Data provided:
#####
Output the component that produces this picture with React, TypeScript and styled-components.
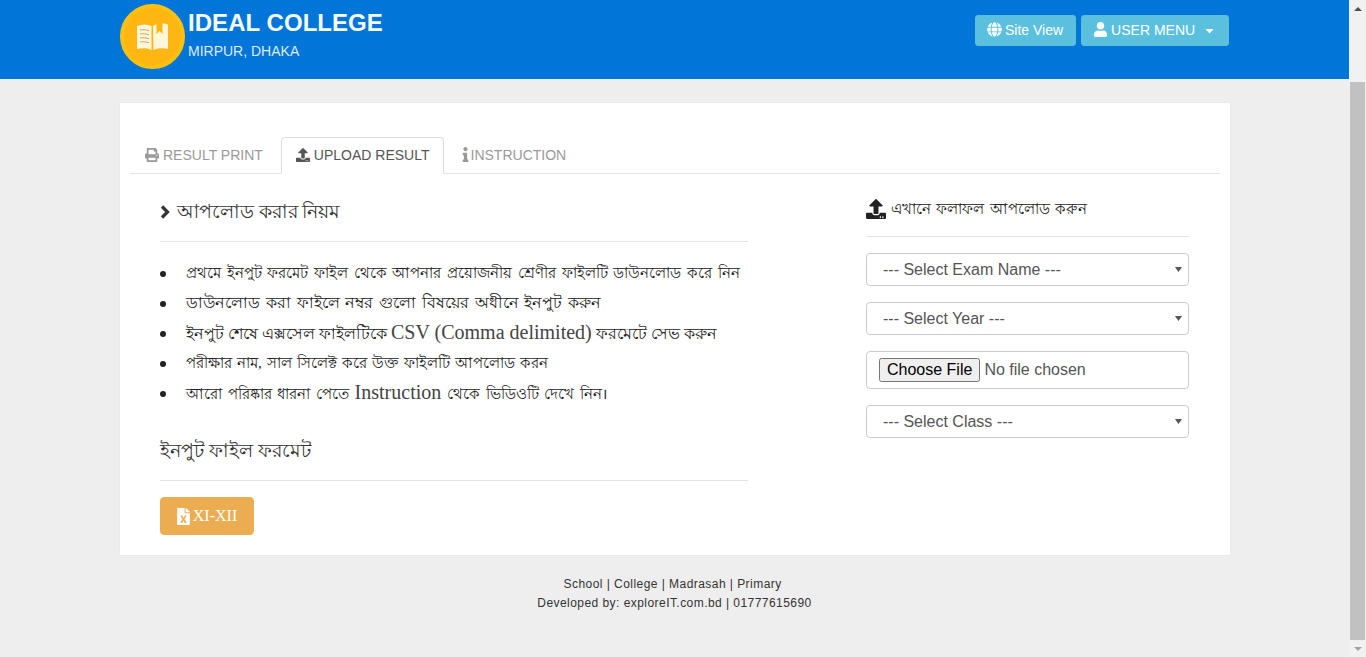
import React from "react";
import styled, { createGlobalStyle } from "styled-components";
import { FaFileExcel, FaGlobe, FaInfo, FaPrint, FaUpload, FaUser, FaCaretDown } from "react-icons/fa";

const Global = createGlobalStyle`
  html, body { margin: 0; padding: 0; height: 100%; overflow: hidden; background: #eeeeee; }
  body { font-family: "Liberation Sans", Arial, sans-serif; font-size: 14px; color: #333; }
  * { box-sizing: border-box; }
`;

const Shell = styled.div`display: flex; height: 657px; width: 1366px;`;
const Page = styled.div`flex: 1; min-width: 0; display: flex; flex-direction: column;`;

const Scrollbar = styled.div`
  width: 17px; background: #f1f1f1; display: flex; flex-direction: column; align-items: center;
`;
const ScrollArrow = styled.div<{ $down?: boolean }>`
  height: 17px; width: 100%; display: flex; align-items: center; justify-content: center;
  &::before {
    content: ""; width: 0; height: 0; border-left: 4px solid transparent; border-right: 4px solid transparent;
    ${(p) => (p.$down ? "border-top: 4px solid #a3a3a3;" : "border-bottom: 4px solid #505050;")}
  }
`;
const ScrollThumb = styled.div`width: 15px; margin-top: 65px; flex: 1; background: #c1c1c1;`;

const Header = styled.header`
  height: 80px; background: #0275d8; flex: none; padding: 4px 120px 0; display: flex; justify-content: space-between;
  border-bottom: 1px solid #e4f1f8;
`;
const Brand = styled.div`display: flex; gap: 3px;`;
const Logo = styled.div`
  width: 65px; height: 65px; border-radius: 50%; background: #ffb612; border: 4px solid #fec10f;
  display: flex; align-items: center; justify-content: center;
`;
const BrandText = styled.div`color: #fff; display: flex; flex-direction: column;`;
const CollegeName = styled.h1`margin: 5px 0 0; font-size: 24px; line-height: 27px; font-weight: 700; color: #f6fbff; letter-spacing: .05px;`;
const CollegePlace = styled.div`margin-top: 7px; font-size: 14px; line-height: 16px; color: #dcecfa;`;
const Actions = styled.div`display: flex; gap: 5px; padding: 11px 0 0 0;`;
const HeadButton = styled.button`
  height: 31px; border: 1px solid #5bc0de; border-radius: 3px; background: #5bc0de; color: #fff;
  font: 14px "Liberation Sans", Arial, sans-serif; display: inline-flex; align-items: center; gap: 3px;
  padding: 0 12px 2px 11px;
`;
const Caret = styled(FaCaretDown)`margin-left: 1px; margin-top: 1px;`;

const Main = styled.main`flex: 1; padding: 23px 119px 0 120px;`;
const Card = styled.section`
  width: 1110px; height: 452px; background: #fff; padding: 34px 10px 0; box-shadow: 0 0 1px rgba(0,0,0,.12);
`;
const Tabs = styled.nav`display: flex; gap: 2px; height: 37px; border-bottom: 1px solid #e4e4e4;`;
const Tab = styled.div<{ $active?: boolean }>`
  height: 37px; padding: 0 ${(p) => (p.$active ? 13 : 15)}px 2px 14px; display: flex; align-items: center; gap: 4px; font-size: 14px;
  border: 1px solid ${(p) => (p.$active ? "#ddd" : "transparent")};
  border-bottom: 1px solid ${(p) => (p.$active ? "#fff" : "transparent")};
  border-radius: 4px 4px 0 0;
  color: ${(p) => (p.$active ? "#555" : "#999")};
  background: ${(p) => (p.$active ? "#fff" : "transparent")};
`;
const InfoIcon = styled(FaInfo)`width: 7px; height: 15px; margin: 0 -2px 0 1px;`;
const Columns = styled.div`display: flex; padding-left: 30px; gap: 118px;`;
const LeftCol = styled.div`width: 588px;`;
const RightCol = styled.div`width: 323px;`;

const Heading = styled.h3<{ $top: number; $size: number }>`
  margin: ${(p) => p.$top}px 0 0; font-weight: 400; font-size: ${(p) => p.$size}px; line-height: 26px; color: #333;
  font-family: "Liberation Serif", "Noto Sans", serif; display: flex; align-items: center; gap: 7px;
`;
const Rule = styled.hr<{ $top: number; $bottom: number }>`
  border: 0; border-top: 1px solid #e3e3e3; margin: ${(p) => p.$top}px 0 ${(p) => p.$bottom}px;
`;
const Rules = styled.ul`
  list-style: none; margin: 0 0 30px; padding: 0;
`;
const RuleItem = styled.li<{ $spread?: number; $size?: number }>`
  height: 30px; line-height: 30px; font-size: ${(p) => p.$size ?? 16}px; white-space: nowrap; color: #222;
  font-family: "Liberation Serif", "Noto Sans", serif;
  word-spacing: ${(p) => p.$spread ?? 0}px;
  display: flex; align-items: center; gap: 20px;
  &::before { content: ""; width: 6px; height: 6px; border-radius: 50%; background: #222; flex: none; margin-top: 2px; }
`;
const RuleText = styled.span``;
const Latin = styled.span`font-size: 20px; color: #444; word-spacing: 0;`;
const ExcelButton = styled.button`
  width: 94px; height: 38px; background: #ecac52; border: 1px solid #ecac52; border-radius: 4px; color: #fff;
  font: 16px "Liberation Serif", serif; display: flex; align-items: center; justify-content: center; gap: 3px; padding: 0;
`;
const ExcelIcon = styled(FaFileExcel)`width: 13px; height: 17px;`;
const SideHeading = styled.h4`
  margin: 22px 0 0; height: 26px; font-weight: 400; font-size: 15px; color: #222; display: flex; align-items: center; gap: 5px; word-spacing: 1.5px;
  font-family: "Liberation Serif", "Noto Sans", serif;
`;
const Field = styled.select`
  display: block; width: 100%; height: 33px; border: 1px solid #ccc; border-radius: 4px; color: #555;
  font: 16px "Liberation Sans", Arial, sans-serif; padding: 0 12px 0 16px; margin-bottom: 16px;
  appearance: none;
  background: #fff url("data:image/svg+xml,%3Csvg xmlns='http://www.w3.org/2000/svg' width='7' height='5'%3E%3Cpath d='M0 0h7L3.500 5z' fill='%23555'/%3E%3C/svg%3E") no-repeat right 6px center;
`;
const FileField = styled.input`
  display: block; width: 100%; height: 38px; border: 1px solid #ccc; border-radius: 4px; background: #fff; color: #555;
  font: 16px "Liberation Sans", Arial, sans-serif; padding: 6px 12px; margin-bottom: 16px;
`;
const Footer = styled.footer`
  margin-top: 20px; padding-right: 1px; text-align: center; font-size: 12px; line-height: 19px; letter-spacing: .45px; color: #333;
`;

const BookIcon = () => (
  <svg width="31" height="27" viewBox="0 0 31 27" fill="none">
    <path d="M0 3c5-2 10-2 14.500 0v24c-4.500-2-9.500-2-14.500-1z" fill="#fff6dc" />
    <path d="M16 3c1-.8 2-1.300 3.500-1.700V11l3-3 3 3V.3c2 .2 3.500.6 5.500 1.400V26c-5-1-10.500-1-14.500 1z" fill="#fff6dc" />
    <path d="M3 7c3-.5 6-.3 9 .8M3 11c3-.5 6-.3 9 .8M3 15c3-.5 6-.3 9 .8M3 19c3-.5 6-.3 9 .8" stroke="#cfa650" strokeWidth="1" />
  </svg>
);

const ChevronIcon = () => (
  <svg width="10" height="14" viewBox="0 0 10 14" fill="none">
    <path d="M2 1.500 7.500 7 2 12.500" stroke="#333" strokeWidth="3.200" />
  </svg>
);

export default function App() {
  return (
    <Shell>
      <Global />
      <Page>
        <Header>
          <Brand>
            <Logo><BookIcon /></Logo>
            <BrandText>
              <CollegeName>IDEAL COLLEGE</CollegeName>
              <CollegePlace>MIRPUR, DHAKA</CollegePlace>
            </BrandText>
          </Brand>
          <Actions>
            <HeadButton><FaGlobe size={15} /> Site View</HeadButton>
            <HeadButton><FaUser size={15} /> USER MENU&nbsp;<Caret size={13} /></HeadButton>
          </Actions>
        </Header>
        <Main>
          <Card>
            <Tabs>
              <Tab><FaPrint size={14} /> RESULT PRINT</Tab>
              <Tab $active><FaUpload size={14} /> UPLOAD RESULT</Tab>
              <Tab><InfoIcon /> INSTRUCTION</Tab>
            </Tabs>
            <Columns>
              <LeftCol>
                <Heading $top={25} $size={18.5}><ChevronIcon /> আপলোড করার নিয়ম</Heading>
                <Rule $top={16} $bottom={16} />
                <Rules>
                  <RuleItem $size={15} $spread={1.95}><RuleText>প্রথমে ইনপুট ফরমেট ফাইল থেকে আপনার প্রয়োজনীয় শ্রেণীর ফাইলটি ডাউনলোড করে নিন</RuleText></RuleItem>
                  <RuleItem $spread={1.75}><RuleText>ডাউনলোড করা ফাইলে নম্বর গুলো বিষয়ের অধীনে ইনপুট করুন</RuleText></RuleItem>
                  <RuleItem><RuleText>ইনপুট শেষে এক্সসেল ফাইলটিকে <Latin>CSV (Comma delimited)</Latin> ফরমেটে সেভ করুন</RuleText></RuleItem>
                  <RuleItem $size={15} $spread={1.3}><RuleText>পরীক্ষার নাম, সাল সিলেক্ট করে উক্ত ফাইলটি আপলোড করন</RuleText></RuleItem>
                  <RuleItem $size={15} $spread={1.9}><RuleText>আরো পরিষ্কার ধারনা পেতে <Latin>Instruction</Latin> থেকে ভিডিওটি দেখে নিন।</RuleText></RuleItem>
                </Rules>
                <Heading $top={0} $size={19}>ইনপুট ফাইল ফরমেট</Heading>
                <Rule $top={16} $bottom={16} />
                <ExcelButton><ExcelIcon /> XI-XII</ExcelButton>
              </LeftCol>
              <RightCol>
                <SideHeading><FaUpload size={20} /> এখানে ফলাফল আপলোড করুন</SideHeading>
                <Rule $top={14} $bottom={16} />
                <Field><option>--- Select Exam Name ---</option></Field>
                <Field><option>--- Select Year ---</option></Field>
                <FileField type="file" />
                <Field><option>--- Select Class ---</option></Field>
              </RightCol>
            </Columns>
          </Card>
          <Footer>
            School | College | Madrasah | Primary&nbsp;<br />
            Developed by: exploreIT.com.bd | 01777615690
          </Footer>
        </Main>
      </Page>
      <Scrollbar>
        <ScrollArrow />
        <ScrollThumb />
        <ScrollArrow $down />
      </Scrollbar>
    </Shell>
  );
}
#####
Requirement: Repeat exactly and only the lines from the start of the data above through the line that holds "15px; margin-top: 65px;", inclusive. Pictures do not belong in the copy.

Final result:
Output the component that produces this picture with React, TypeScript and styled-components.
import React from "react";
import styled, { createGlobalStyle } from "styled-components";
import { FaFileExcel, FaGlobe, FaInfo, FaPrint, FaUpload, FaUser, FaCaretDown } from "react-icons/fa";

const Global = createGlobalStyle`
  html, body { margin: 0; padding: 0; height: 100%; overflow: hidden; background: #eeeeee; }
  body { font-family: "Liberation Sans", Arial, sans-serif; font-size: 14px; color: #333; }
  * { box-sizing: border-box; }
`;

const Shell = styled.div`display: flex; height: 657px; width: 1366px;`;
const Page = styled.div`flex: 1; min-width: 0; display: flex; flex-direction: column;`;

const Scrollbar = styled.div`
  width: 17px; background: #f1f1f1; display: flex; flex-direction: column; align-items: center;
`;
const ScrollArrow = styled.div<{ $down?: boolean }>`
  height: 17px; width: 100%; display: flex; align-items: center; justify-content: center;
  &::before {
    content: ""; width: 0; height: 0; border-left: 4px solid transparent; border-right: 4px solid transparent;
    ${(p) => (p.$down ? "border-top: 4px solid #a3a3a3;" : "border-bottom: 4px solid #505050;")}
  }
`;
const ScrollThumb = styled.div`width: 15px; margin-top: 65px; flex: 1; background: #c1c1c1;`;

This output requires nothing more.